1941年元旦,时任中国驻美大使的胡适(图片来源:时代周报)
文章摘自《时代周报》201年6月16日 作者:岱峻 原题为《胡适猝死之谜》
“中央研究院”(下称“中研院”)迁到台湾后,胡适有时由美访台,多数时候是为到历史语言研究所(下称“史语所”)读书借书。一次他从美国写信给史语所所长李济,拜托找一小块位于傅斯年图书馆附近的地,他想买下盖几间小房潜心读书,但绝不要所里补贴。以胡适的地位和影响,李济感到此事不得擅作主张,遂报告“中研院”总办事处。院长朱家骅感觉亦复如此,即呈报台湾最高当局。以蒋的性格未必会喜欢胡适,但以其“愿天下英雄尽入我彀中”的宏图,早就有心笼络这位士林领袖,遂下令拨一块地盖一幢小房赠与胡适,经费由蒋自己的稿费中列支。李济未料到事情会弄到这个地步,但也只得听之任之。“瓜田不纳靴,李下不整冠”,以胡适的清望,这件事最先的考虑似欠周详。
“以元老身份颐指气使”
李济与胡适的关系介乎朋友和熟人之间,相对友善,不甚亲密。当年在大陆,李济和胡适最初的交往是以丁文江为纽带,二人都是丁的朋友。李济是人类学家、考古学家,据他回忆,胡适最初只是对他“所研究的这一行感到有兴趣……常常直接或间接地给予不少的鼓励”,而自己对胡适也“只是单纯的佩服而已”。胡适后来的秘书、史语所当年的事务员王志维谈到,上世纪30年代,胡适特别关切史语所的安阳田野发掘及图书资料建设,曾促成中华教育文化基金会 (以下称“中基会”)补助安阳田野工作及考古报告出版的经费。1928年史语所与美国弗利尔艺术馆中断合作后,中基会董事胡适还特地建议把当时基金会在全国唯一的文科讲座教授评授给李济。
1934年,胡适与李济曾分别担任中国民权保障同盟北平分会的主席和副主席,李济虽未担负实际工作,但在与上海总会宋庆龄等人产生分歧直至决裂问题上,李济仍与胡适大致保持同进退的姿态。他们彼此真正有所了解,则是离开大陆的1948年夏天,他们一起到武汉大学去讲学,共同度过几天朝夕相处的日子……
50年代初,胡适到台讲学,李济正在写研究殷墟出土的一座石雕人像的论文,因缺乏参考材料遂向胡适求教。胡适介绍他去翻阅朱子的《跪坐拜说》,李济后来一查果然有用,从而完成了《跪坐蹲居与箕踞》一文,弄清了中国人跪坐的历史。

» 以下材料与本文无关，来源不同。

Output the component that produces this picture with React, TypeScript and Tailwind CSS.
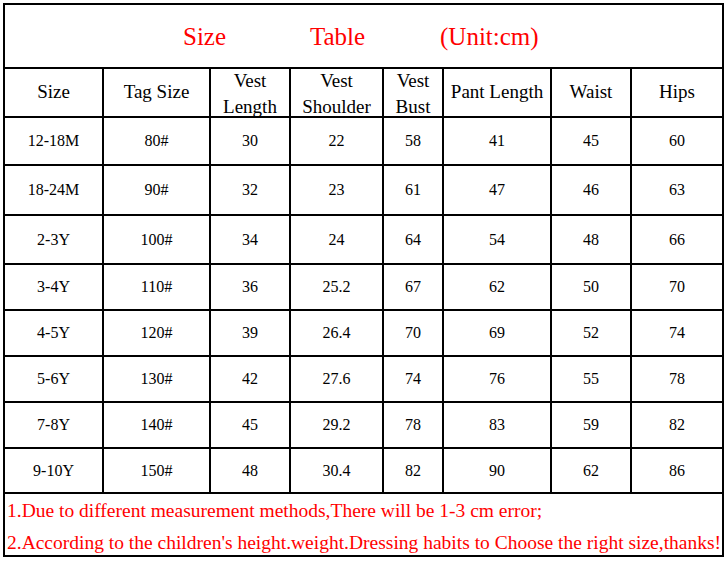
import React from 'react';

const headers: React.ReactNode[] = [
  'Size',
  'Tag Size',
  <span className="mt-[5px]">Vest<br />Length</span>,
  <span className="mt-[5px]">Vest<br />Shoulder</span>,
  <span className="mt-[5px]">Vest<br />Bust</span>,
  'Pant Length',
  'Waist',
  'Hips',
];

const rows = [
  ['12-18M', '80#', '30', '22', '58', '41', '45', '60'],
  ['18-24M', '90#', '32', '23', '61', '47', '46', '63'],
  ['2-3Y', '100#', '34', '24', '64', '54', '48', '66'],
  ['3-4Y', '110#', '36', '25.2', '67', '62', '50', '70'],
  ['4-5Y', '120#', '39', '26.4', '70', '69', '52', '74'],
  ['5-6Y', '130#', '42', '27.6', '74', '76', '55', '78'],
  ['7-8Y', '140#', '45', '29.2', '78', '83', '59', '82'],
  ['9-10Y', '150#', '48', '30.4', '82', '90', '62', '86'],
];

const App: React.FC = () => {
  return (
    <div className="h-[561px] w-[726px] bg-white pl-[3px] pt-[3px] font-['Liberation_Serif',serif]">
      <div className="grid w-[721px] grid-cols-[97px_105px_78px_91px_58px_106px_78px_90px] grid-rows-[62px_47px_46px_48px_47px_44px_44px_44px_44px_43px_61px] gap-[2px] bg-black p-[2px]">
        <div className="col-span-8 flex items-center bg-white pl-[178px] pt-[2px] text-[25px] text-[#f00]">
          <span className="w-[127px]">Size</span>
          <span className="w-[130px]">Table</span>
          <span>(Unit:cm)</span>
        </div>

        {headers.map((h, i) => (
          <div
            key={i}
            className="flex items-center justify-center overflow-hidden bg-white pb-[2px] text-center text-[19px] leading-[26px] text-black">
            {h}
          </div>
        ))}

        {rows.map((r) =>
          r.map((cell, j) => (
            <div key={r[0] + j} className="flex items-center justify-center bg-white text-[16px] text-black">
              {cell}
            </div>
          )),
        )}

        <div className="col-span-8 flex flex-col justify-center gap-[6px] whitespace-nowrap bg-white pl-[2px] pt-[4px] text-[19.5px] leading-[26px] text-[#f00]">
          <p>1.Due to different measurement methods,There will be 1-3 cm error;</p>
          <p>2.According to the children's height.weight.Dressing habits to Choose the right size,thanks!</p>
        </div>
      </div>
    </div>
  );
};

export default App;
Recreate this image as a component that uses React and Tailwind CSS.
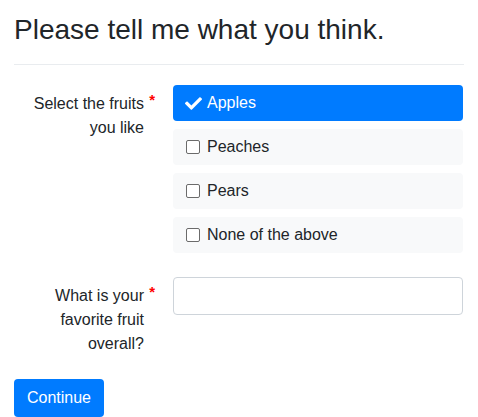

1958年胡适回到台湾直至逝世的近四年时间里,他是“中研院”的院长,李济是“中研院”副院长兼史语所所长,二人大体保持了信任和支持的态度。但他们在性格习惯和待人处事的方法、受学背景和知识结构、兴趣爱好和工作方式方法诸方面,都有较大的差异。近距离的接触和碰撞,必然会引起诸多不快。李光谟在《胡适与李济》一文中曾说李济担任史语所所长和“中央研究院”代院长时,“多以元老身份颐指气使的事屡有发生,特别是对待研究院某几任总干事,关系十分紧张,乃至无法共事”。其中一次与胡适的不睦大概是与杨树人的任用有关系。
1961年10月4日台湾《大华晚报》的一篇有关“中央研究院”账簿不清的报道,引起媒体关注,并导致了“中研院”评议会秘书杨树人辞职。杨树人是前任“中研院”总干事,对院里情况熟悉,对经济问题也有研究。胡适本想请他回任总干事一职,他因身体缘故,一再谦让,而任评议会秘书;但他仍帮助“中研院”处理经费的运用,所谓“账簿不清”的谣言,使杨树人深受牵累。胡适虽写信劝留,仍无济于事。
在这一年的5月,胡适说:“我接事以后第一次主持院务会议时,看见×××那种令人讨厌的态度,我就晓得树人是没有法子帮忙了。树人不是不肯为我帮忙的,他连一个车马费也不要,他是早已决定不预备长久帮忙;除非×××大彻大悟,否则,树人是无法来担任的。×××的态度真叫人讨厌;但人倒是不坏,他的最大的缺点就是从来不替别人想想。” 因为用人问题的不同意见,大概是李济遭致胡适最严厉批评的原因。